Investing.com — African e-commerce company Jumia Technologies AG (NYSE:JMIA) has seen a sharp selloff in its shares after it reported its third quarter earnings before the bell on Tuesday.
Jumia’s stock hit a low of $14.41 following the report. It is currently down 20.2%, at $14.77.
The company, an Africa-focused tech startup that listed on the New York Stock Exchange 2019, reported positive customer growth, with annual active consumers increasing to 7.3 million, up 8% year-over-year. Meanwhile, orders increased by 28% year-over-year.
However, the company’s adjusted earnings before interest, taxes, depreciation and amortization, and operating loss during the quarter increased 94% and 93% year-over-year, respectively.
“Orders for the quarter reached an all-time high of 8.5 million, accelerating by 28% year-over-year, the fastest growth rate of the past 7 quarters. Annual Active Consumers reached 7.3 million, up 8% year-over-year. As a result of the acceleration in consumers and orders, we are reaching an inflection point in the GMV trajectory leading to an increase in GMV of 8% year-over-year, reaching $238mm,” said Jeremy Hodara and Sacha Poignonnec, co-CEOs of Jumia.

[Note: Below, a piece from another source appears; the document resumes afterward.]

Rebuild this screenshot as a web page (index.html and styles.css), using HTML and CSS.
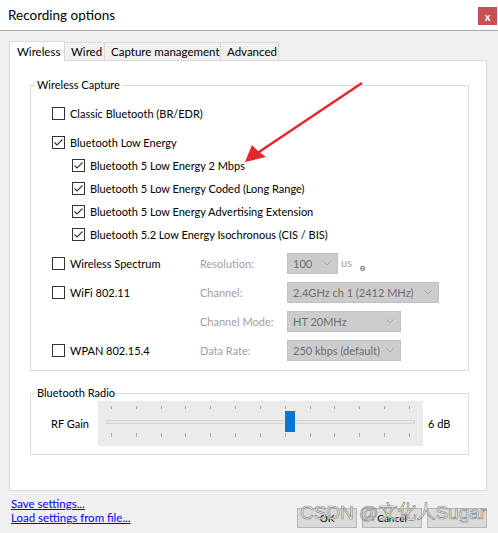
FILE: index.html
```html
<!DOCTYPE html>
<html>
<head>
<meta charset="utf-8">
<link rel="stylesheet" href="styles.css">
</head>
<body>
<div class="window">
  <div class="titlebar">
    <span class="title">Recording options</span>
    <span class="close">x</span>
  </div>
  <div class="tabs">
    <div class="tab active t1">Wireless</div>
    <div class="tab t2">Wired</div>
    <div class="tab t3">Capture management</div>
    <div class="tab t4">Advanced</div>
  </div>
  <div class="panel">
    <fieldset class="group">
      <legend>Wireless Capture</legend>
      <div class="rows">
        <div class="row first"><div class="opt"><span class="cb"></span>Classic Bluetooth (BR/EDR)</div></div>
        <div class="row gap"><div class="opt"><span class="cb on"><svg viewBox="0 0 11 11"><polyline points="1.5,5.5 4,8 9.5,2.5"/></svg></span>Bluetooth Low Energy</div></div>
        <div class="row sub"><div class="opt"><span class="cb on"><svg viewBox="0 0 11 11"><polyline points="1.5,5.5 4,8 9.5,2.5"/></svg></span>Bluetooth 5 Low Energy 2 Mbps</div></div>
        <div class="row sub"><div class="opt"><span class="cb on"><svg viewBox="0 0 11 11"><polyline points="1.5,5.5 4,8 9.5,2.5"/></svg></span>Bluetooth 5 Low Energy Coded (Long Range)</div></div>
        <div class="row sub"><div class="opt"><span class="cb on"><svg viewBox="0 0 11 11"><polyline points="1.5,5.5 4,8 9.5,2.5"/></svg></span>Bluetooth 5 Low Energy Advertising Extension</div></div>
        <div class="row sub"><div class="opt"><span class="cb on"><svg viewBox="0 0 11 11"><polyline points="1.5,5.5 4,8 9.5,2.5"/></svg></span>Bluetooth 5.2 Low Energy Isochronous (CIS / BIS)</div></div>
        <div class="row gap">
          <div class="opt fixed"><span class="cb"></span>Wireless Spectrum</div>
          <div class="lbl">Resolution:</div>
          <div class="combo w-res"><span>100</span><svg class="chev" viewBox="0 0 8 5"><polyline points="0.5,0.5 4,4 7.5,0.5"/></svg></div>
          <span class="unit">us</span><span class="theta">ɵ</span>
        </div>
        <div class="row gap">
          <div class="opt fixed"><span class="cb"></span>WiFi 802.11</div>
          <div class="lbl">Channel:</div>
          <div class="combo w-ch"><span>2.4GHz ch 1 (2412 MHz)</span><svg class="chev" viewBox="0 0 8 5"><polyline points="0.5,0.5 4,4 7.5,0.5"/></svg></div>
        </div>
        <div class="row gap">
          <div class="opt fixed"></div>
          <div class="lbl">Channel Mode:</div>
          <div class="combo w-md"><span>HT 20MHz</span><svg class="chev" viewBox="0 0 8 5"><polyline points="0.5,0.5 4,4 7.5,0.5"/></svg></div>
        </div>
        <div class="row gap">
          <div class="opt fixed"><span class="cb"></span>WPAN 802.15.4</div>
          <div class="lbl">Data Rate:</div>
          <div class="combo w-md"><span>250 kbps (default)</span><svg class="chev" viewBox="0 0 8 5"><polyline points="0.5,0.5 4,4 7.5,0.5"/></svg></div>
        </div>
      </div>
    </fieldset>
    <fieldset class="group radio">
      <legend>Bluetooth Radio</legend>
      <div class="radio-row">
        <div class="rf">RF Gain</div>
        <div class="slider">
          <div class="ticks"><i></i><i></i><i></i><i></i><i></i><i></i><i></i><i></i><i></i><i></i><i></i><i></i><i></i></div>
          <div class="track"></div>
          <div class="ticks bottom"><i></i><i></i><i></i><i></i><i></i><i></i><i></i><i></i><i></i><i></i><i></i><i></i><i></i></div>
          <div class="thumb"></div>
        </div>
        <div class="db">6 dB</div>
      </div>
    </fieldset>
  </div>
  <div class="footer">
    <div class="links">
      <a href="#">Save settings...</a>
      <a href="#">Load settings from file...</a>
    </div>
    <div class="buttons">
      <div class="btn">OK</div>
      <div class="btn">Cancel</div>
      <div class="btn"></div>
    </div>
  </div>
  <svg class="arrow" viewBox="0 0 498 533">
    <line x1="362" y1="83" x2="256" y2="154"/>
    <polygon points="245,162 252,145 258,151 266,157"/>
  </svg>
  <div class="watermark">CSDN @文化人Sugar</div>
</div>
</body>
</html>
```
FILE: styles.css
```css
body {
  margin: 0;
  background: #f0f0f0;
  font-family: Lato, "Liberation Sans", sans-serif;
  font-size: 11px;
  color: #000;
}
.window {
  position: relative;
  width: 498px;
  height: 533px;
  overflow: hidden;
  background: #f0f0f0;
}
.titlebar {
  height: 30px;
  background: #fff;
  border-bottom: 1px solid #ababab;
  display: flex;
  align-items: center;
  padding-left: 8px;
}
.title {
  flex: 1;
  font-size: 13.5px;
}
.close {
  align-self: flex-start;
  margin-top: 7px;
  margin-right: 1px;
  width: 19px;
  height: 18px;
  background: #c75050;
  color: #fff;
  font-size: 11px;
  font-weight: bold;
  display: flex;
  align-items: center;
  justify-content: center;
}
.tabs {
  display: flex;
  align-items: flex-end;
  height: 19px;
  margin: 10px 0 0 9px;
  position: relative;
  z-index: 1;
}
.tab {
  box-sizing: border-box;
  height: 18px;
  line-height: 17px;
  padding-left: 6px;
  background: #f0f0f0;
  border: 1px solid #d9d9d9;
  border-left: none;
  border-bottom: none;
  white-space: nowrap;
  font-size: 11.5px;
}
.tab.active {
  height: 20px;
  line-height: 19px;
  margin-bottom: -1px;
  padding-left: 7px;
  background: #fff;
  border-left: 1px solid #d9d9d9;
}
.t1 { width: 56px; }
.t2 { width: 40px; }
.t3 { width: 116px; }
.t4 { width: 58px; }
.panel {
  margin-left: 9px;
  width: 478px;
  height: 431px;
  box-sizing: border-box;
  border: 1px solid #d9d9d9;
  background: #fff;
  overflow: hidden;
}
.group {
  margin: 17px 17px 0 20px;
  padding: 0;
  border: 1px solid #dcdcdc;
  min-width: 0;
}
.group legend {
  margin-left: 4px;
  padding: 0 2px;
  line-height: 14px;
}
.rows {
  padding: 10px 0 8px 21px;
}
.row {
  display: flex;
  align-items: center;
  height: 23px;
}
.row.gap { margin-top: 6px; }
.row.sub { padding-left: 20px; }
.opt {
  display: flex;
  align-items: center;
  gap: 5px;
  white-space: nowrap;
}
.opt.fixed { width: 148px; }
.cb {
  box-sizing: border-box;
  width: 13px;
  height: 13px;
  border: 1px solid #333;
  background: #fff;
  display: inline-flex;
}
.cb svg {
  width: 11px;
  height: 11px;
  fill: none;
  stroke: #333;
  stroke-width: 1.1;
}
.lbl {
  width: 87px;
  color: #a0a0a0;
  white-space: nowrap;
}
.combo {
  box-sizing: border-box;
  height: 21px;
  background: #cccccc;
  border: 1px solid #bfbfbf;
  color: #6d6d6d;
  display: flex;
  align-items: center;
  justify-content: space-between;
  padding: 0 6px 0 5px;
  white-space: nowrap;
}
.w-res { width: 51px; }
.w-ch { width: 152px; }
.w-md { width: 114px; }
.chev {
  width: 8px;
  height: 5px;
  fill: none;
  stroke: #a5a5a5;
  stroke-width: 1;
}
.unit {
  color: #a0a0a0;
  margin-left: 3px;
  margin-top: -3px;
}
.theta {
  font-size: 9px;
  color: #555;
  margin-left: 8px;
  margin-top: 8px;
}
.group.radio { margin-top: 15px; }
.radio-row {
  display: flex;
  align-items: center;
  padding: 1px 0 8px 20px;
}
.rf { width: 47px; }
.slider {
  position: relative;
  box-sizing: border-box;
  width: 325px;
  height: 45px;
  background: #ebebeb;
  padding-top: 5px;
}
.ticks {
  display: flex;
  justify-content: space-between;
  padding: 0 13px;
  height: 3px;
}
.ticks i {
  width: 1px;
  height: 3px;
  background: #a8a8a8;
}
.ticks.bottom {
  margin-top: 9px;
  height: 4px;
}
.ticks.bottom i { height: 4px; }
.track {
  box-sizing: border-box;
  margin: 11px 8px 0 8px;
  height: 4px;
  background: #e7e7e7;
  border: 1px solid #d3d3d3;
}
.thumb {
  position: absolute;
  left: 187px;
  top: 10px;
  width: 10px;
  height: 21px;
  background: #0078d7;
}
.db { margin-left: 5px; }
.footer {
  display: flex;
  align-items: flex-start;
  padding: 6px 11px 0 11px;
}
.links {
  display: flex;
  flex-direction: column;
}
.links a {
  color: #0000ee;
  font-size: 11.5px;
  line-height: 14px;
  text-decoration: underline;
}
.buttons {
  margin-left: auto;
  margin-top: 11px;
  display: flex;
  gap: 5px;
}
.btn {
  box-sizing: border-box;
  width: 60px;
  height: 20px;
  background: #d9d9d9;
  border: 1px solid #b5b5b5;
  display: flex;
  align-items: center;
  justify-content: center;
  font-size: 10px;
}
.arrow {
  position: absolute;
  left: 0;
  top: 0;
  width: 498px;
  height: 533px;
  pointer-events: none;
}
.arrow line {
  stroke: #e5262b;
  stroke-width: 2.5;
}
.arrow polygon { fill: #e5262b; }
.watermark {
  position: absolute;
  left: 300px;
  top: 500px;
  font-family: "Liberation Sans", "Noto Sans CJK SC", sans-serif;
  font-size: 19px;
  line-height: 26px;
  color: rgba(255, 255, 255, 0.75);
  -webkit-text-stroke: 0.7px #8a8a8a;
  white-space: nowrap;
  pointer-events: none;
}
```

“Our growth acceleration strategy initiated at the end of the second quarter of 2021 is starting to pay off. We are making investments in Sales & Advertising and Technology to further enhance consumer education, brand consideration as well as the relevance and convenience of our platform,” they added
The company said it is focused on accelerating usage growth on the platform. As a result, in Q4 it will increase investments in Sales and Advertising, Technology and staff costs expenses.
However, Jumia warned that the ongoing Covid-19 pandemic and macroeconomic challenges result in “substantial uncertainty” concerning the operating environment and financial outlook.